The order denying the motion found inter alia:
"3. Although it is alleged in the Motion that the Defendant requested counsel and was advised that Florida Law provides for such appointment only in capital cases, such allegation is not supported by the record, minutes, or the evidence in this cause, and had Petitioner requested counsel it was the invariable practice of the presiding judge, the Honorable W.M. Murphy, to appoint counsel, whenever requested, and it is therefore the findings of the Court that the Defendant did not request counsel.
"4. That no allegations are made by the defendant, nor is any proof or evidence presented to the Court, nor does the record or minutes reveal that any representation was made to the Court that Defendant was indigent and without the means and funds to employ counsel at the time of the entries of the pleas of guilty * * *"
The trial court concluded that the allegation in the motion that petitioner requested counsel but was denied assistance of counsel was neither supported by the evidence nor the record; that the petitioner did not allege or show that he was indigent and entitled to appointment of counsel; and that the petitioner was not denied assistance of counsel in violation of the Fourteenth Amendment of the United States Constitution.
Although the record may not affirmatively support the allegation neither does it conclusively refute it.
Looking to the motion we find that the petitioner alleged:
"Nevertheless it would appear that the sole reason Petitioner has been unable to secure relief from possible unlawful imprisionment, [sic] has been his ignorance of legal procedure and his lack funds [sic] with which to secure competent counsel."
The petitioner alleged that he is not an attorney; that he is ignorant of legal procedure; and that he is not familiar with the constitutional rights of due process of law as guaranteed by the Fourteenth Amendment. These allegations, when read in pari materia with petitioner's remaining allegations, implicitly indicate that he was indigent at the time he entered his pleas of guilty. He alleged that he requested counsel but that his request was denied after he was advised that "Florida law provided appointment only in capital crimes."

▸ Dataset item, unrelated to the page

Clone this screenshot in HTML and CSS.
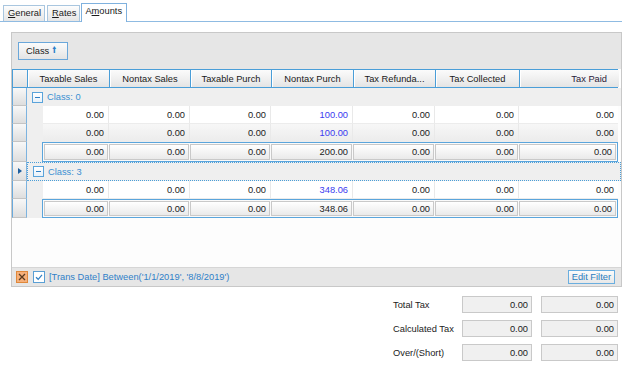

With reference to whether or not the petitioner sufficiently alleged that he did not competently and intelligently waive his right to counsel we note the following quote from Stewart v. State, Case No. 4438 filed in this court on May 6, 1964, Fla.App., 163 So.2d 527:
"This record shows that the court neither advised this defendant of his constitutional right to court-appointed counsel if he was insolvent, nor offered to appoint counsel for him. On a record such as this, the question as to whether or not there was a competent and intelligent waiver of the defendant's right to counsel does not exist."

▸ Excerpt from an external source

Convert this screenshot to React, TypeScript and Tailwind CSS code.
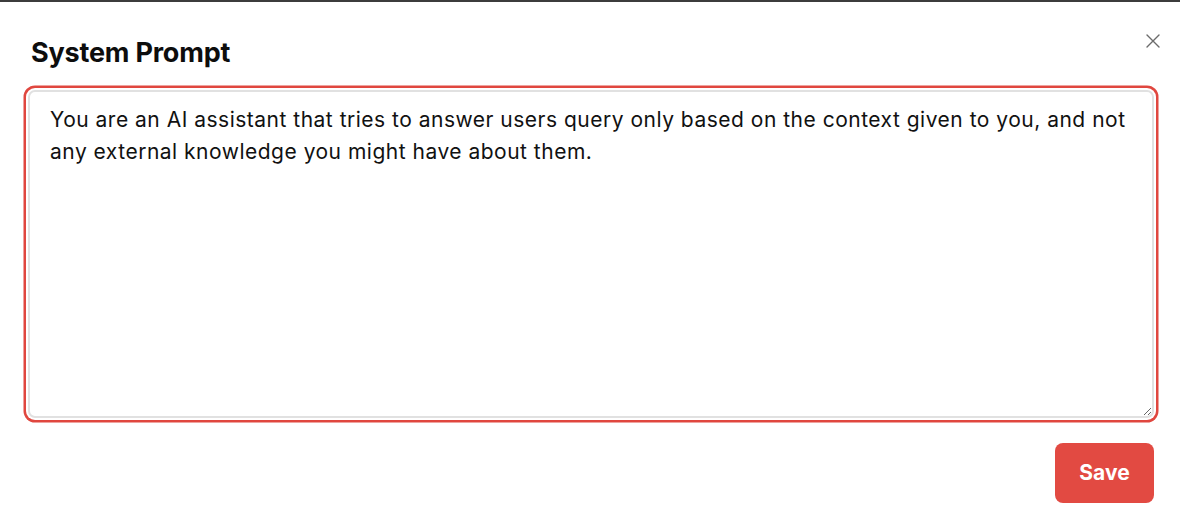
import React from 'react';

const promptText =
  'You are an AI assistant that tries to answer users query only based on the context given to you, and not any external knowledge you might have about them.';

export default function App() {
  return (
    <div className="h-[518px] w-[1180px] bg-white" style={{ fontFamily: 'Inter, "Noto Sans", sans-serif' }}>
      {/* backdrop edge */}
      <div className="h-[2px] w-full bg-[#3c3c3c]" />

      <div className="relative pl-7 pr-[26px]">
        {/* close */}
        <button className="absolute right-[18px] top-[30px] flex h-[18px] w-[18px] items-center justify-center text-[#6b6b6b]">
          <svg width="16" height="16" viewBox="0 0 16 16" fill="none" stroke="currentColor" strokeWidth="1.4" strokeLinecap="round">
            <path d="M2 2L14 14M14 2L2 14" />
          </svg>
        </button>

        <h2 className="pl-[3px] pt-[35px] text-[27px] font-bold leading-[32px] tracking-[-0.2px] text-[#0d0d0d]">
          System Prompt
        </h2>

        <textarea
          autoFocus
          defaultValue={promptText}
          className="mt-[21px] block h-[328px] w-full rounded-[7px] border-2 border-[#e1e1e1] bg-white px-[20px] pb-[10px] pt-[12px] text-[21px] leading-[32px] tracking-[0.5px] text-[#111] outline-none ring-[2.5px] ring-[#e0473f] ring-offset-2 caret-[#111]"
        />

        <div className="mt-[25px] flex justify-end">
          <button className="h-[60px] w-[99px] rounded-[8px] bg-[#e24a42] text-[21px] font-bold text-white">
            Save
          </button>
        </div>
      </div>
    </div>
  );
}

In the present case the lower court's conclusion, in view of what we conceive to be a clear implication of non-waiver from the factual allegations affirmatively made, cannot be sustained. There apparently was no plenary hearing on the motion, and a determination of matters dehors the record cannot form the basis for summary denial of relief under Criminal Procedure Rule No. 1; Keur v. State, Fla. App. 1963, 160 So.2d 546. We have previously stated that in proceedings of this nature, absent a wholly insufficient petition, a record should be made available so that on appeal the representatives of the petitioner may furnish the appellate court with a record of the "plenary hearing" on which the trial court concluded that an insolvent petitioner was advised of his rights and had waived such rights intelligently and understandingly. Caminita v. State, Fla.App. 1964, 159 So.2d 921, 922. Such a record may be furnished through transcription of a statement prepared from notes by counsel, from the judge's notes, from the recollection of counsel, witnesses or the judge, and from any other sources which will contribute to an accurate reflection of the trial proceedings. Thomas v. State, Fla.App. 1964, 160 So.2d 119.

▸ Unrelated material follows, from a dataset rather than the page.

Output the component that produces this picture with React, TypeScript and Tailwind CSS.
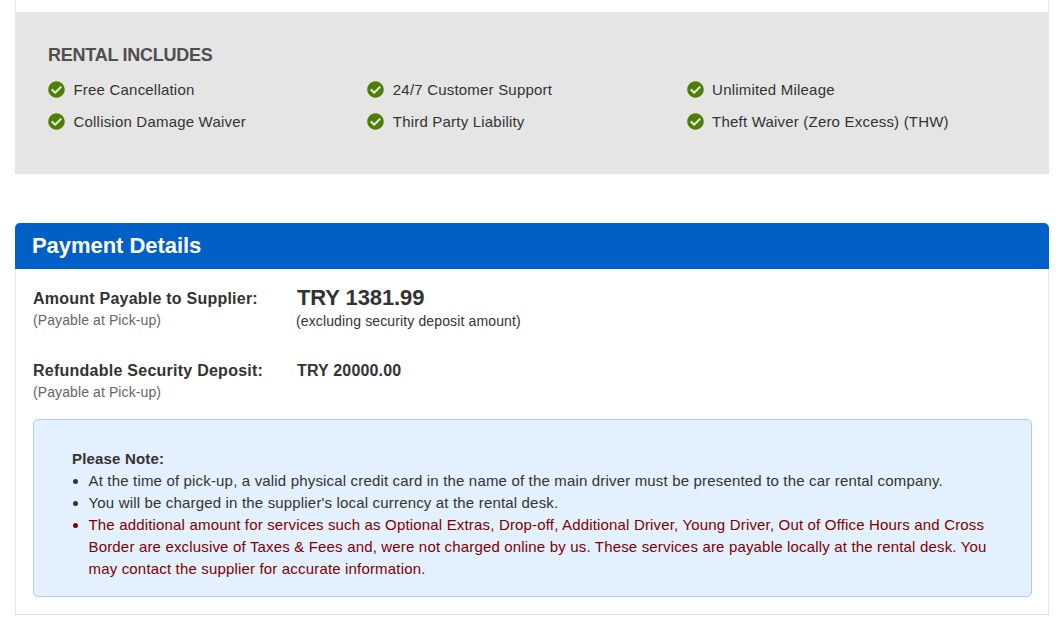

The record before the trial court was not sufficient for determining the truth or falsity of the numerous allegations made by the petitioner in his motion. The trial record, or the record on the hearing on the motion, must conclusively refute the allegations of error raised by the appellant. E.g. Murray v. State, Fla.App. 1964, 162 So.2d 313.
In Furman v. State, Fla.App. 1964, 162 So.2d 308, the 3rd District Court of Appeal held that it was reversible error to deny the motion and grant a new trial inasmuch as the accused had a constitutional right to be advised that he is entitled to counsel.
The circumstances under which these pro se motions are drawn prompt liberal treatment and broad latitude in compliance with form and detail. Sampson v. State, Fla.App. 1963, 158 So.2d 771, 774; Dixon v. State, Case No. 4354, 2nd District opinion filed May 6, 1964, Fla.App., 163 So.2d 771. We find the allegations sufficient to invoke a plenary hearing. See King v. State, Fla.App. 1963, 157 So.2d 440.
The order is reversed and the cause remanded for further proceedings not inconsistent with the views herein expressed.
Reversed and remanded.
SMITH, C.J., and SHANNON, J., concur.